> [OBJECTIVE]: Skip every image and restate the data word for word.

> [DATA EXTRACT]:
□ □ □ □ □ □ □
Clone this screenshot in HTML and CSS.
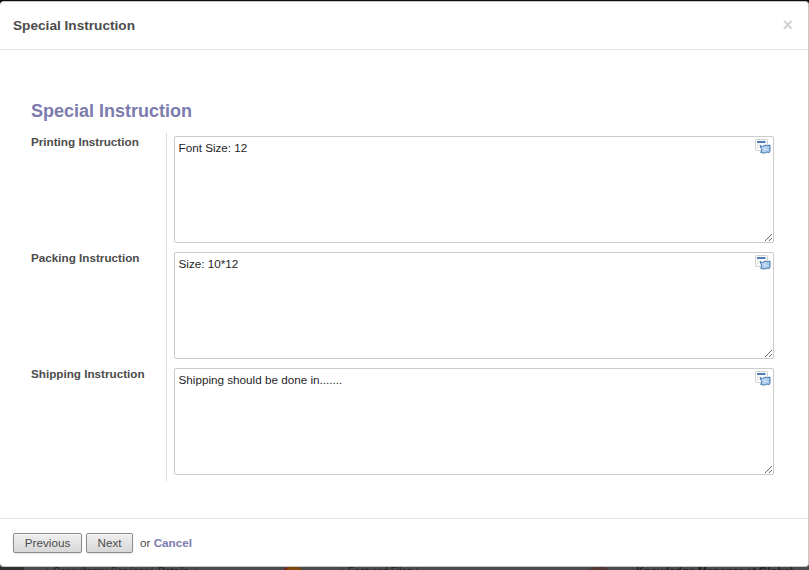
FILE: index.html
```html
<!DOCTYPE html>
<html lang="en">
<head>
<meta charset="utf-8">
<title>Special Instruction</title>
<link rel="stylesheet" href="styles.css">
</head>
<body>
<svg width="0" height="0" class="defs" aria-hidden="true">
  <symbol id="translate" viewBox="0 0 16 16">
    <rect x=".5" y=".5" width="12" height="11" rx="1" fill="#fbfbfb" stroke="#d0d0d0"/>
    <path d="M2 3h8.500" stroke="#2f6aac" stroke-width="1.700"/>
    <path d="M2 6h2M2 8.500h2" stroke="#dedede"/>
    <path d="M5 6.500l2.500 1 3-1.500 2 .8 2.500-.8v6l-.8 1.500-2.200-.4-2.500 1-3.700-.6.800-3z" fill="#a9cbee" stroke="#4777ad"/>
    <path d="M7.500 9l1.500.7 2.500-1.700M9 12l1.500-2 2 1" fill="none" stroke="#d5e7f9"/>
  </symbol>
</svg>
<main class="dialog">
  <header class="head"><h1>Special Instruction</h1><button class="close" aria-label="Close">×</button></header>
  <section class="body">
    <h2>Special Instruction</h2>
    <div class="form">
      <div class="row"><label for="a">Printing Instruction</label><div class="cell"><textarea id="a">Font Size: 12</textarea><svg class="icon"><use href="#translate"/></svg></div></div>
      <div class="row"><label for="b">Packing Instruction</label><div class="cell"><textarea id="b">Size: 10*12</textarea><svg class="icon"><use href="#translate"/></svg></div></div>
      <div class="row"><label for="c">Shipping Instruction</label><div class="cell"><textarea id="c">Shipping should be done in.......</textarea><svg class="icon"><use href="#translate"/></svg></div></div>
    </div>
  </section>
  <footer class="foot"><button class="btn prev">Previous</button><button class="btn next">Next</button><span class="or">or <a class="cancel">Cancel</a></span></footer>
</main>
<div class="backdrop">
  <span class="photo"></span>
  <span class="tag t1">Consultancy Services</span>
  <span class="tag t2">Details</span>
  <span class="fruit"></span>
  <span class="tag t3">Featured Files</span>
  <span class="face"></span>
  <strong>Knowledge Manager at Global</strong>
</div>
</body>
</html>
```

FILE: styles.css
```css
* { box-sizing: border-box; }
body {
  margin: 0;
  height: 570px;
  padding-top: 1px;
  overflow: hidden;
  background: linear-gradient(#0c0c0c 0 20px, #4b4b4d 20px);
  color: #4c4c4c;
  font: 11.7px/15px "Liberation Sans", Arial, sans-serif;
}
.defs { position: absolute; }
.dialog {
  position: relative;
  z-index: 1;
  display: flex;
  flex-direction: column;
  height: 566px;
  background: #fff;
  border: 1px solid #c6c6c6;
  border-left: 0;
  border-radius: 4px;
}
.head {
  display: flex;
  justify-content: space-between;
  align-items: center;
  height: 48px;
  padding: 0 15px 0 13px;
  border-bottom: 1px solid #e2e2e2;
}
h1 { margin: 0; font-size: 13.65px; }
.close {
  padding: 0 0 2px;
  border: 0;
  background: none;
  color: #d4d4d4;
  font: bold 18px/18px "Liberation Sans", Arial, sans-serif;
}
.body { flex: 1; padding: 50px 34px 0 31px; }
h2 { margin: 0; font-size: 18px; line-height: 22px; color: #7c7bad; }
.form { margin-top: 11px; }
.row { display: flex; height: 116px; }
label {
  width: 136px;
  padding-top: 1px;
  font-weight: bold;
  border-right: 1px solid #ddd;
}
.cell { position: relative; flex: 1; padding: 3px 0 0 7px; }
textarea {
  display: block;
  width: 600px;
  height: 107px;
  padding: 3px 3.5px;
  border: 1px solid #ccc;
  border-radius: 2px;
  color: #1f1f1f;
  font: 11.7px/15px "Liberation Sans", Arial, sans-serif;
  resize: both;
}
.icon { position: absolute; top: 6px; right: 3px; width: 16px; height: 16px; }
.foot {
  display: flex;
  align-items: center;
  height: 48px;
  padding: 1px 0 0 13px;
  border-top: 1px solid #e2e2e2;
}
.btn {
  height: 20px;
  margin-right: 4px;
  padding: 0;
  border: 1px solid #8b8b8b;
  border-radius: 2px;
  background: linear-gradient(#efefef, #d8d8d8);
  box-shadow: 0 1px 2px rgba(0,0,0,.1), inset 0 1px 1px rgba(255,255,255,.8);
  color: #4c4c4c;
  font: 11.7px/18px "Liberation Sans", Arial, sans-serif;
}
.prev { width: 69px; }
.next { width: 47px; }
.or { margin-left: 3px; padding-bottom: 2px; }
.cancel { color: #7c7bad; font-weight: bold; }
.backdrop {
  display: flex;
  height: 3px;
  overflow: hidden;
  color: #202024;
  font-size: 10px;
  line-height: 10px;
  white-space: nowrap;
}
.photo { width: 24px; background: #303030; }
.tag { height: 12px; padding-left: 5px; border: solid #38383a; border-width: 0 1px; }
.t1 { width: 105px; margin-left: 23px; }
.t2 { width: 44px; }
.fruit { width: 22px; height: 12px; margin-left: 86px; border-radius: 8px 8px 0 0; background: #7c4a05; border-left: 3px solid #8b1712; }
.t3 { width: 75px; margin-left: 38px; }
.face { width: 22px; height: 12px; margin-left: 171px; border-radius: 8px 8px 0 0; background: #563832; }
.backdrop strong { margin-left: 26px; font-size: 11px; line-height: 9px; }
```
□ □ □ □ □ □ □
> [REPLY TO THE TASK]:
Clone this screenshot in HTML and CSS.
FILE: index.html
```html
<!DOCTYPE html>
<html lang="en">
<head>
<meta charset="utf-8">
<title>Special Instruction</title>
<link rel="stylesheet" href="styles.css">
</head>
<body>
<svg width="0" height="0" class="defs" aria-hidden="true">
  <symbol id="translate" viewBox="0 0 16 16">
    <rect x=".5" y=".5" width="12" height="11" rx="1" fill="#fbfbfb" stroke="#d0d0d0"/>
    <path d="M2 3h8.500" stroke="#2f6aac" stroke-width="1.700"/>
    <path d="M2 6h2M2 8.500h2" stroke="#dedede"/>
    <path d="M5 6.500l2.500 1 3-1.500 2 .8 2.500-.8v6l-.8 1.500-2.200-.4-2.500 1-3.700-.6.800-3z" fill="#a9cbee" stroke="#4777ad"/>
    <path d="M7.500 9l1.500.7 2.500-1.700M9 12l1.500-2 2 1" fill="none" stroke="#d5e7f9"/>
  </symbol>
</svg>
<main class="dialog">
  <header class="head"><h1>Special Instruction</h1><button class="close" aria-label="Close">×</button></header>
  <section class="body">
    <h2>Special Instruction</h2>
    <div class="form">
      <div class="row"><label for="a">Printing Instruction</label><div class="cell"><textarea id="a">Font Size: 12</textarea><svg class="icon"><use href="#translate"/></svg></div></div>
      <div class="row"><label for="b">Packing Instruction</label><div class="cell"><textarea id="b">Size: 10*12</textarea><svg class="icon"><use href="#translate"/></svg></div></div>
      <div class="row"><label for="c">Shipping Instruction</label><div class="cell"><textarea id="c">Shipping should be done in.......</textarea><svg class="icon"><use href="#translate"/></svg></div></div>
    </div>
  </section>
  <footer class="foot"><button class="btn prev">Previous</button><button class="btn next">Next</button><span class="or">or <a class="cancel">Cancel</a></span></footer>
</main>
<div class="backdrop">
  <span class="photo"></span>
  <span class="tag t1">Consultancy Services</span>
  <span class="tag t2">Details</span>
  <span class="fruit"></span>
  <span class="tag t3">Featured Files</span>
  <span class="face"></span>
  <strong>Knowledge Manager at Global</strong>
</div>
</body>
</html>
```

FILE: styles.css
```css
* { box-sizing: border-box; }
body {
  margin: 0;
  height: 570px;
  padding-top: 1px;
  overflow: hidden;
  background: linear-gradient(#0c0c0c 0 20px, #4b4b4d 20px);
  color: #4c4c4c;
  font: 11.7px/15px "Liberation Sans", Arial, sans-serif;
}
.defs { position: absolute; }
.dialog {
  position: relative;
  z-index: 1;
  display: flex;
  flex-direction: column;
  height: 566px;
  background: #fff;
  border: 1px solid #c6c6c6;
  border-left: 0;
  border-radius: 4px;
}
.head {
  display: flex;
  justify-content: space-between;
  align-items: center;
  height: 48px;
  padding: 0 15px 0 13px;
  border-bottom: 1px solid #e2e2e2;
}
h1 { margin: 0; font-size: 13.65px; }
.close {
  padding: 0 0 2px;
  border: 0;
  background: none;
  color: #d4d4d4;
  font: bold 18px/18px "Liberation Sans", Arial, sans-serif;
}
.body { flex: 1; padding: 50px 34px 0 31px; }
h2 { margin: 0; font-size: 18px; line-height: 22px; color: #7c7bad; }
.form { margin-top: 11px; }
.row { display: flex; height: 116px; }
label {
  width: 136px;
  padding-top: 1px;
  font-weight: bold;
  border-right: 1px solid #ddd;
}
.cell { position: relative; flex: 1; padding: 3px 0 0 7px; }
textarea {
  display: block;
  width: 600px;
  height: 107px;
  padding: 3px 3.5px;
  border: 1px solid #ccc;
  border-radius: 2px;
  color: #1f1f1f;
  font: 11.7px/15px "Liberation Sans", Arial, sans-serif;
  resize: both;
}
.icon { position: absolute; top: 6px; right: 3px; width: 16px; height: 16px; }
.foot {
  display: flex;
  align-items: center;
  height: 48px;
  padding: 1px 0 0 13px;
  border-top: 1px solid #e2e2e2;
}
.btn {
  height: 20px;
  margin-right: 4px;
  padding: 0;
  border: 1px solid #8b8b8b;
  border-radius: 2px;
  background: linear-gradient(#efefef, #d8d8d8);
  box-shadow: 0 1px 2px rgba(0,0,0,.1), inset 0 1px 1px rgba(255,255,255,.8);
  color: #4c4c4c;
  font: 11.7px/18px "Liberation Sans", Arial, sans-serif;
}
.prev { width: 69px; }
.next { width: 47px; }
.or { margin-left: 3px; padding-bottom: 2px; }
.cancel { color: #7c7bad; font-weight: bold; }
.backdrop {
  display: flex;
  height: 3px;
  overflow: hidden;
  color: #202024;
  font-size: 10px;
  line-height: 10px;
  white-space: nowrap;
}
.photo { width: 24px; background: #303030; }
.tag { height: 12px; padding-left: 5px; border: solid #38383a; border-width: 0 1px; }
.t1 { width: 105px; margin-left: 23px; }
.t2 { width: 44px; }
.fruit { width: 22px; height: 12px; margin-left: 86px; border-radius: 8px 8px 0 0; background: #7c4a05; border-left: 3px solid #8b1712; }
.t3 { width: 75px; margin-left: 38px; }
.face { width: 22px; height: 12px; margin-left: 171px; border-radius: 8px 8px 0 0; background: #563832; }
.backdrop strong { margin-left: 26px; font-size: 11px; line-height: 9px; }
```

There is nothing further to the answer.